§ Given request:
Copy each line of the data below exactly, leaving out pictures.

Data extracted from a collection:
=======

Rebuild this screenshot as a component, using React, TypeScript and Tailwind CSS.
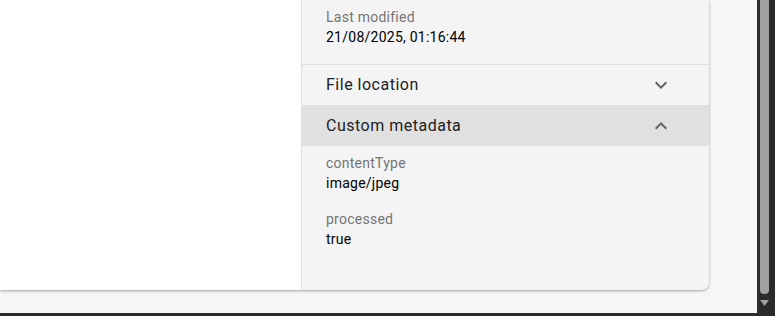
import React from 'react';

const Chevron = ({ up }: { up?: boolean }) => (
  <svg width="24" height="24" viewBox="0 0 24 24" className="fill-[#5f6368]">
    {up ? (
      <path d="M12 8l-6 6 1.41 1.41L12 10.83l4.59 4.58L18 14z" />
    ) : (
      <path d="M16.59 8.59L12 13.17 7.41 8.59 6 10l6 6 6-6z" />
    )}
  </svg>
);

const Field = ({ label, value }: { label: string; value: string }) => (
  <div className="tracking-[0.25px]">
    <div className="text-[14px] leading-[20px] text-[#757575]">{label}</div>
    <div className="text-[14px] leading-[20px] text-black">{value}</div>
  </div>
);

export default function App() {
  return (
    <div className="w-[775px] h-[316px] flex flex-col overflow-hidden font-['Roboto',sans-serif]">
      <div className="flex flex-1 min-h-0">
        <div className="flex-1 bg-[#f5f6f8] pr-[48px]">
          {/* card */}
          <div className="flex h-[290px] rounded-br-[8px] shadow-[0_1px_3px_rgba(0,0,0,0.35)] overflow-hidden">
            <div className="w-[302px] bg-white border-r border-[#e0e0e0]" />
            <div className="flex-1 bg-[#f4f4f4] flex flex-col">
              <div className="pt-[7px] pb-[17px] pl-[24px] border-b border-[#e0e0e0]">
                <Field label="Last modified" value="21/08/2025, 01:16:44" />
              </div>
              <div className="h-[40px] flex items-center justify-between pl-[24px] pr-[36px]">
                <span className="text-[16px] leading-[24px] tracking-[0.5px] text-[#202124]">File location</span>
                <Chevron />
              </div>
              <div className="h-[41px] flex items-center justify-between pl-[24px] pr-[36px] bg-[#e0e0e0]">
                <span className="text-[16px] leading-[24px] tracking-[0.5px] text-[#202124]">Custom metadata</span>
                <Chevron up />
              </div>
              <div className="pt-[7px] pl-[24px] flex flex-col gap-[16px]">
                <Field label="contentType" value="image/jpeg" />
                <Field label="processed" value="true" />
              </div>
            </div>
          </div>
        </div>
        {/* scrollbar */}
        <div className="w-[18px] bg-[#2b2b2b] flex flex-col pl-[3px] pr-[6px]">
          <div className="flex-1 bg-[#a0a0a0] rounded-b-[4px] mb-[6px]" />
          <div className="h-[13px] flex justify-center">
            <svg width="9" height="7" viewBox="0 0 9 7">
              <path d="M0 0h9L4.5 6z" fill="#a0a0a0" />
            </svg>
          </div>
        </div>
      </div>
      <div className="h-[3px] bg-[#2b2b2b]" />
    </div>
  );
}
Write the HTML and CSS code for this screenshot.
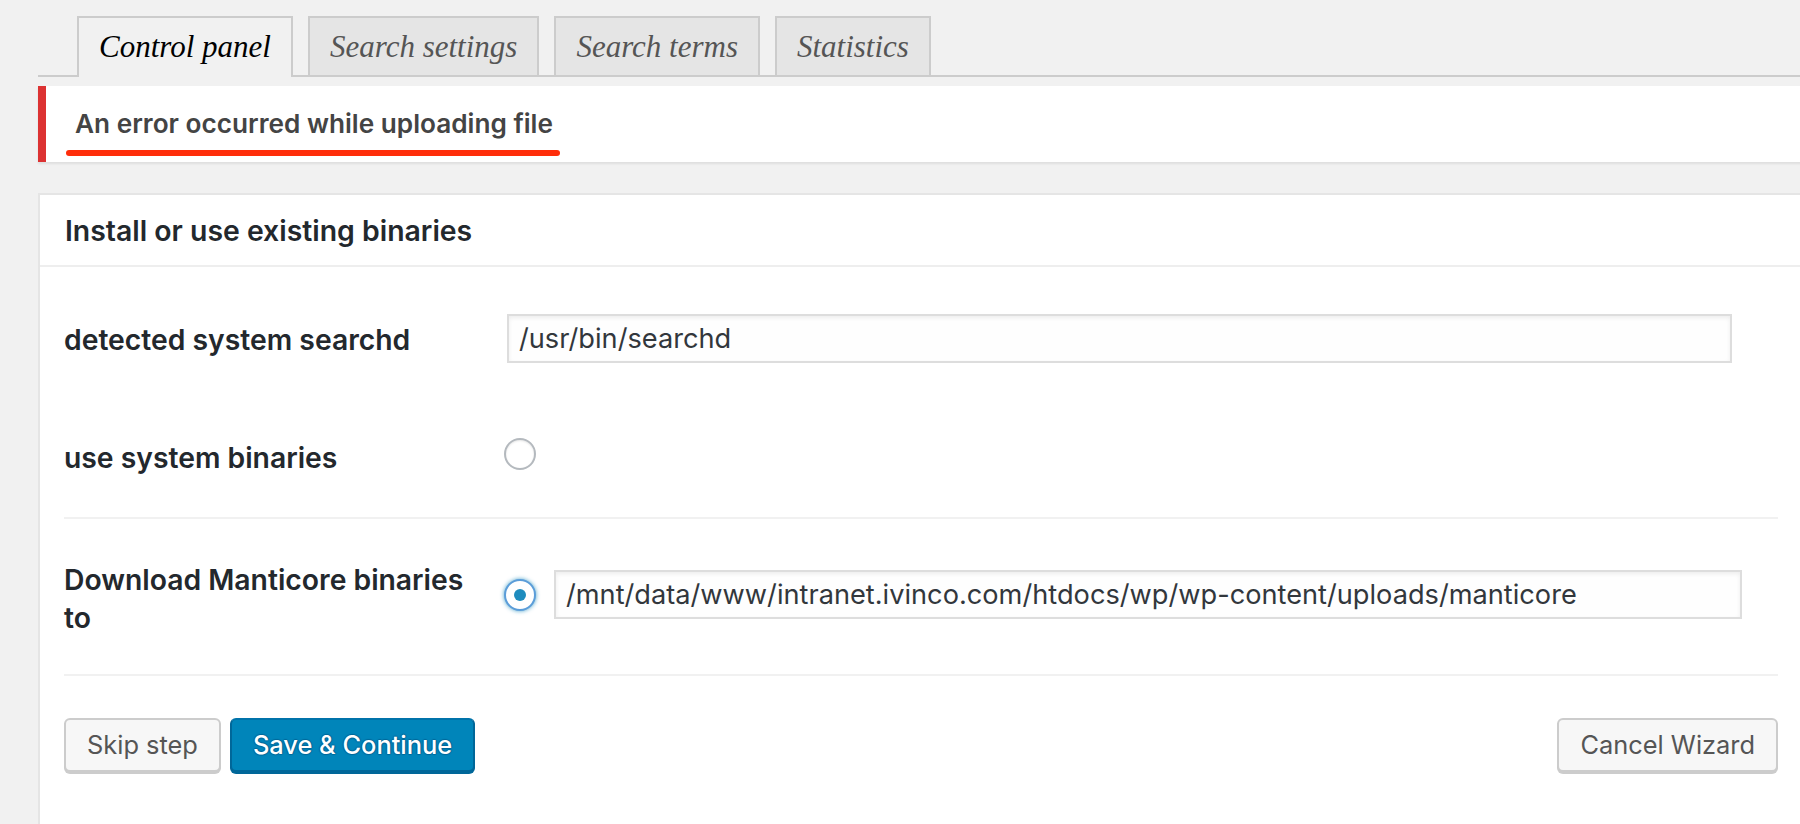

=======

§ Output for this exercise:
Rebuild this screenshot as a component, using React, TypeScript and Tailwind CSS.
import React from 'react';

const Chevron = ({ up }: { up?: boolean }) => (
  <svg width="24" height="24" viewBox="0 0 24 24" className="fill-[#5f6368]">
    {up ? (
      <path d="M12 8l-6 6 1.41 1.41L12 10.83l4.59 4.58L18 14z" />
    ) : (
      <path d="M16.59 8.59L12 13.17 7.41 8.59 6 10l6 6 6-6z" />
    )}
  </svg>
);

const Field = ({ label, value }: { label: string; value: string }) => (
  <div className="tracking-[0.25px]">
    <div className="text-[14px] leading-[20px] text-[#757575]">{label}</div>
    <div className="text-[14px] leading-[20px] text-black">{value}</div>
  </div>
);

export default function App() {
  return (
    <div className="w-[775px] h-[316px] flex flex-col overflow-hidden font-['Roboto',sans-serif]">
      <div className="flex flex-1 min-h-0">
        <div className="flex-1 bg-[#f5f6f8] pr-[48px]">
          {/* card */}
          <div className="flex h-[290px] rounded-br-[8px] shadow-[0_1px_3px_rgba(0,0,0,0.35)] overflow-hidden">
            <div className="w-[302px] bg-white border-r border-[#e0e0e0]" />
            <div className="flex-1 bg-[#f4f4f4] flex flex-col">
              <div className="pt-[7px] pb-[17px] pl-[24px] border-b border-[#e0e0e0]">
                <Field label="Last modified" value="21/08/2025, 01:16:44" />
              </div>
              <div className="h-[40px] flex items-center justify-between pl-[24px] pr-[36px]">
                <span className="text-[16px] leading-[24px] tracking-[0.5px] text-[#202124]">File location</span>
                <Chevron />
              </div>
              <div className="h-[41px] flex items-center justify-between pl-[24px] pr-[36px] bg-[#e0e0e0]">
                <span className="text-[16px] leading-[24px] tracking-[0.5px] text-[#202124]">Custom metadata</span>
                <Chevron up />
              </div>
              <div className="pt-[7px] pl-[24px] flex flex-col gap-[16px]">
                <Field label="contentType" value="image/jpeg" />
                <Field label="processed" value="true" />
              </div>
            </div>
          </div>
        </div>
        {/* scrollbar */}
        <div className="w-[18px] bg-[#2b2b2b] flex flex-col pl-[3px] pr-[6px]">
          <div className="flex-1 bg-[#a0a0a0] rounded-b-[4px] mb-[6px]" />
          <div className="h-[13px] flex justify-center">
            <svg width="9" height="7" viewBox="0 0 9 7">
              <path d="M0 0h9L4.5 6z" fill="#a0a0a0" />
            </svg>
          </div>
        </div>
      </div>
      <div className="h-[3px] bg-[#2b2b2b]" />
    </div>
  );
}
Write the HTML and CSS code for this screenshot.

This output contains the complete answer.